** start EXERCISE MATERIAL **
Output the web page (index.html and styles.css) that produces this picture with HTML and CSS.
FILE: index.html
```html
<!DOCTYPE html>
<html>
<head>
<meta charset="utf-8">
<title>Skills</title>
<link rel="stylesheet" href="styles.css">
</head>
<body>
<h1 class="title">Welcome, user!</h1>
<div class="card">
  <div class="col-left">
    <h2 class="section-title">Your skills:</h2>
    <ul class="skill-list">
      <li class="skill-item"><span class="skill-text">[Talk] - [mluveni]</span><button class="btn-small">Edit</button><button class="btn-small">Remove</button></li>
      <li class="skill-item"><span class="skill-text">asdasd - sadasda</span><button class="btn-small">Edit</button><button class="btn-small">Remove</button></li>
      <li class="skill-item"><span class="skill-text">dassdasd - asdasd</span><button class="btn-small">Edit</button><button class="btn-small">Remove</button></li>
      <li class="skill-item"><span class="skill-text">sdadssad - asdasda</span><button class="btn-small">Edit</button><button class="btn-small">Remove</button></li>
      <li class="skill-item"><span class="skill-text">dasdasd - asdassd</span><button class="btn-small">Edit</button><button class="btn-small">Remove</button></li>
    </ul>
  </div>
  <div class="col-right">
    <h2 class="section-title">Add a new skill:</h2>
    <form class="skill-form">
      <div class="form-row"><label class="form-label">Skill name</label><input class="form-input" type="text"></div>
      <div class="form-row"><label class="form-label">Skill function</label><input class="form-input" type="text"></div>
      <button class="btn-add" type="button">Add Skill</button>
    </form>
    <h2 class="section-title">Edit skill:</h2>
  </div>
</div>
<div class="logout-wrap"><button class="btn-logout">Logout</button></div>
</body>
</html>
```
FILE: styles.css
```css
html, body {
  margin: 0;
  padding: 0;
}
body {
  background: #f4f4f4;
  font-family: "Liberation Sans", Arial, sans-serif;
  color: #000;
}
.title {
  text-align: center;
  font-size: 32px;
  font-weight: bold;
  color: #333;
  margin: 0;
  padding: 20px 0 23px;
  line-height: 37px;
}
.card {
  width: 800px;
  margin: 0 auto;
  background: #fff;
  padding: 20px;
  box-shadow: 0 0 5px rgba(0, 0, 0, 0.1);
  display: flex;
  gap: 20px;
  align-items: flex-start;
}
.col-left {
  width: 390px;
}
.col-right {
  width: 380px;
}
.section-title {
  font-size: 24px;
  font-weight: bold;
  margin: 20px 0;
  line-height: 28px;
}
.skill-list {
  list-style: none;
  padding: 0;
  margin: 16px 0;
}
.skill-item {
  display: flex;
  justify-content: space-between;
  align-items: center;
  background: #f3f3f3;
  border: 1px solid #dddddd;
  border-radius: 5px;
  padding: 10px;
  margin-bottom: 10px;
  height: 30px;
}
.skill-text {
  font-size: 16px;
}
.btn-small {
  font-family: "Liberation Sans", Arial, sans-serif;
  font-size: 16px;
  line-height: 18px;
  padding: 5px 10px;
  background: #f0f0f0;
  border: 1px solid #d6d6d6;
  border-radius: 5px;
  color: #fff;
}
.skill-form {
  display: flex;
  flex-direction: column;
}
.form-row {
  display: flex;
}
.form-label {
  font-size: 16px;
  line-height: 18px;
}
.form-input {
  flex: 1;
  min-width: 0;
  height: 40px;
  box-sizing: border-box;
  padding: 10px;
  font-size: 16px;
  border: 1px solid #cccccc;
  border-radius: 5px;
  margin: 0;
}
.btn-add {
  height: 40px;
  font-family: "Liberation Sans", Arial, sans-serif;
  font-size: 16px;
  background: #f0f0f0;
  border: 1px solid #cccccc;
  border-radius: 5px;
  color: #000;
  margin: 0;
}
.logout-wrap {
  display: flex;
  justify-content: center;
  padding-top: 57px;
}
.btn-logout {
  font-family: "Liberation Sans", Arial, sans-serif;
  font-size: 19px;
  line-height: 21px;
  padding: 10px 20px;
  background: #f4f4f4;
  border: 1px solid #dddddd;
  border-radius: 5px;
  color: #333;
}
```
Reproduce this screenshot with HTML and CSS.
** end EXERCISE MATERIAL **
Exact output of every entry is required.

Output the web page (index.html and styles.css) that produces this picture with HTML and CSS.
FILE: index.html
```html
<!DOCTYPE html>
<html>
<head>
<meta charset="utf-8">
<title>Skills</title>
<link rel="stylesheet" href="styles.css">
</head>
<body>
<h1 class="title">Welcome, user!</h1>
<div class="card">
  <div class="col-left">
    <h2 class="section-title">Your skills:</h2>
    <ul class="skill-list">
      <li class="skill-item"><span class="skill-text">[Talk] - [mluveni]</span><button class="btn-small">Edit</button><button class="btn-small">Remove</button></li>
      <li class="skill-item"><span class="skill-text">asdasd - sadasda</span><button class="btn-small">Edit</button><button class="btn-small">Remove</button></li>
      <li class="skill-item"><span class="skill-text">dassdasd - asdasd</span><button class="btn-small">Edit</button><button class="btn-small">Remove</button></li>
      <li class="skill-item"><span class="skill-text">sdadssad - asdasda</span><button class="btn-small">Edit</button><button class="btn-small">Remove</button></li>
      <li class="skill-item"><span class="skill-text">dasdasd - asdassd</span><button class="btn-small">Edit</button><button class="btn-small">Remove</button></li>
    </ul>
  </div>
  <div class="col-right">
    <h2 class="section-title">Add a new skill:</h2>
    <form class="skill-form">
      <div class="form-row"><label class="form-label">Skill name</label><input class="form-input" type="text"></div>
      <div class="form-row"><label class="form-label">Skill function</label><input class="form-input" type="text"></div>
      <button class="btn-add" type="button">Add Skill</button>
    </form>
    <h2 class="section-title">Edit skill:</h2>
  </div>
</div>
<div class="logout-wrap"><button class="btn-logout">Logout</button></div>
</body>
</html>
```
FILE: styles.css
```css
html, body {
  margin: 0;
  padding: 0;
}
body {
  background: #f4f4f4;
  font-family: "Liberation Sans", Arial, sans-serif;
  color: #000;
}
.title {
  text-align: center;
  font-size: 32px;
  font-weight: bold;
  color: #333;
  margin: 0;
  padding: 20px 0 23px;
  line-height: 37px;
}
.card {
  width: 800px;
  margin: 0 auto;
  background: #fff;
  padding: 20px;
  box-shadow: 0 0 5px rgba(0, 0, 0, 0.1);
  display: flex;
  gap: 20px;
  align-items: flex-start;
}
.col-left {
  width: 390px;
}
.col-right {
  width: 380px;
}
.section-title {
  font-size: 24px;
  font-weight: bold;
  margin: 20px 0;
  line-height: 28px;
}
.skill-list {
  list-style: none;
  padding: 0;
  margin: 16px 0;
}
.skill-item {
  display: flex;
  justify-content: space-between;
  align-items: center;
  background: #f3f3f3;
  border: 1px solid #dddddd;
  border-radius: 5px;
  padding: 10px;
  margin-bottom: 10px;
  height: 30px;
}
.skill-text {
  font-size: 16px;
}
.btn-small {
  font-family: "Liberation Sans", Arial, sans-serif;
  font-size: 16px;
  line-height: 18px;
  padding: 5px 10px;
  background: #f0f0f0;
  border: 1px solid #d6d6d6;
  border-radius: 5px;
  color: #fff;
}
.skill-form {
  display: flex;
  flex-direction: column;
}
.form-row {
  display: flex;
}
.form-label {
  font-size: 16px;
  line-height: 18px;
}
.form-input {
  flex: 1;
  min-width: 0;
  height: 40px;
  box-sizing: border-box;
  padding: 10px;
  font-size: 16px;
  border: 1px solid #cccccc;
  border-radius: 5px;
  margin: 0;
}
.btn-add {
  height: 40px;
  font-family: "Liberation Sans", Arial, sans-serif;
  font-size: 16px;
  background: #f0f0f0;
  border: 1px solid #cccccc;
  border-radius: 5px;
  color: #000;
  margin: 0;
}
.logout-wrap {
  display: flex;
  justify-content: center;
  padding-top: 57px;
}
.btn-logout {
  font-family: "Liberation Sans", Arial, sans-serif;
  font-size: 19px;
  line-height: 21px;
  padding: 10px 20px;
  background: #f4f4f4;
  border: 1px solid #dddddd;
  border-radius: 5px;
  color: #333;
}
```
Reproduce this screenshot with HTML and CSS.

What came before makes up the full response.